- **EXERCISE BRIEF**
Please write out the lines of the data exactly, beginning with the first and ending with the line containing "import React from"; leave the pictures behind.

- **SOURCE MATERIAL**

»»

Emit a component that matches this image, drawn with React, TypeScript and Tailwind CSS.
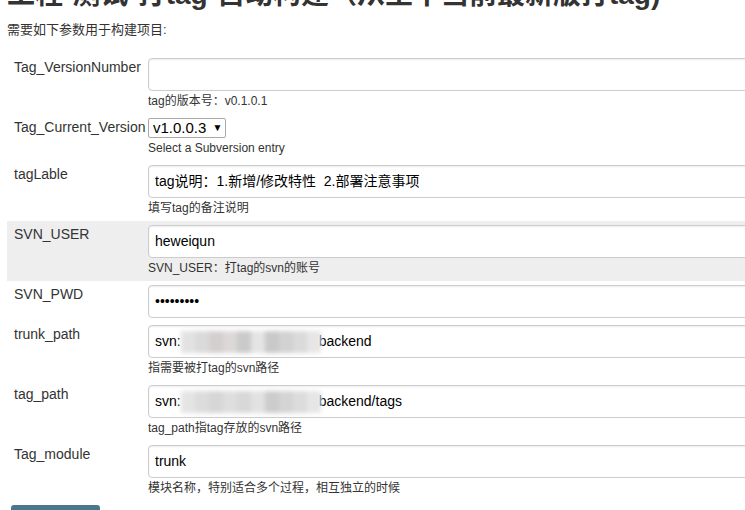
import React from "react";

type Row = {
  label: string;
  kind: "input" | "select" | "password" | "mosaic";
  value?: string;
  pre?: string;
  post?: string;
  blocks?: string[];
  desc?: string;
  shaded?: boolean;
};

const rows: Row[] = [
  { label: "Tag_VersionNumber", kind: "input", value: "", desc: "tag的版本号：v0.1.0.1" },
  { label: "Tag_Current_Version", kind: "select", value: "v1.0.0.3", desc: "Select a Subversion entry" },
  { label: "tagLable", kind: "input", value: "tag说明：1.新增/修改特性  2.部署注意事项", desc: "填写tag的备注说明" },
  { label: "SVN_USER", kind: "input", value: "heweiqun", desc: "SVN_USER：打tag的svn的账号", shaded: true },
  { label: "SVN_PWD", kind: "password", value: "•••••••••" },
  {
    label: "trunk_path",
    kind: "mosaic",
    pre: "svn:",
    post: "backend",
    blocks: ["#e2e2e2", "#dadada", "#d3cfcf", "#dcd8d8", "#cacaca", "#e4e4e4", "#c9c9c9", "#d2d2d2", "#dadada", "#e6e6e6"],
    desc: "指需要被打tag的svn路径",
  },
  {
    label: "tag_path",
    kind: "mosaic",
    pre: "svn:",
    post: "backend/tags",
    blocks: ["#e4e4e4", "#dcdcdc", "#d6d6d6", "#dedede", "#d8d8d8", "#e2e2e2", "#cccccc", "#d4d4d4", "#dcdcdc", "#e6e6e6"],
    desc: "tag_path指tag存放的svn路径",
  },
  { label: "Tag_module", kind: "input", value: "trunk", desc: "模块名称，特别适合多个过程，相互独立的时候" },
];

function Field({ row }: { row: Row }) {
  if (row.kind === "select") {
    return (
      <div className="flex h-[20px] w-[78px] items-center border border-[#a9a9a9] rounded-[2px] bg-white pl-[4px] text-[15px] leading-[18px] text-black">
        <span>{row.value}</span>
        <span className="ml-[6px] text-[10px]">▼</span>
      </div>
    );
  }
  return (
    <div className="flex h-[33px] items-center rounded-[4px] border border-[#cccccc] bg-white px-[6px] text-[14px] text-black shadow-[inset_0_1px_2px_rgba(0,0,0,0.08)] whitespace-pre">
      {row.kind === "mosaic" ? (
        <>
          <span>{row.pre}</span>
          <span className="flex h-[22px] blur-[2px]">
            {row.blocks!.map((c, i) => (
              <span key={i} className="block h-full w-[14px]" style={{ backgroundColor: c }} />
            ))}
          </span>
          <span className="-ml-[2px]">{row.post}</span>
        </>
      ) : (
        <span>{row.value}</span>
      )}
    </div>
  );
}

export default function App() {
  return (
    <div className="relative h-[510px] w-[745px] overflow-hidden bg-white font-['Liberation_Sans','Noto_Sans_CJK_SC',sans-serif] text-[#333333]">
      <div className="pl-[7px]">
        <h1 className="-mt-[22px] whitespace-nowrap text-[28px] font-bold leading-[34px] text-[#333333]">
          工程-测试-打tag-自动构建（从主干当前最新版打tag)
        </h1>
        <p className="mt-[10px] text-[13px] leading-[16px]">需要如下参数用于构建项目:</p>
        <div className="mt-[16px] w-[900px]">
          {rows.map((row) => (
            <div key={row.label} className={`flex pt-[4px] pb-[3px] ${row.shaded ? "bg-[#eeeeee]" : ""}`}>
              <div className="w-[141px] shrink-0 pl-[7px] pt-[1px] text-[14px] leading-[16px] whitespace-nowrap">
                {row.label}
              </div>
              <div className="flex flex-1 flex-col">
                <Field row={row} />
                {row.desc && <div className="h-[20px] text-[12px] leading-[20px] text-[#333333]">{row.desc}</div>}
              </div>
            </div>
          ))}
        </div>
        <div className="mt-[4px] ml-[4px] h-[30px] w-[89px] rounded-[3px] bg-[#4b778c]" />
      </div>
    </div>
  );
}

««

- **ANSWER TO THE TASK**
Emit a component that matches this image, drawn with React, TypeScript and Tailwind CSS.
import React from "react";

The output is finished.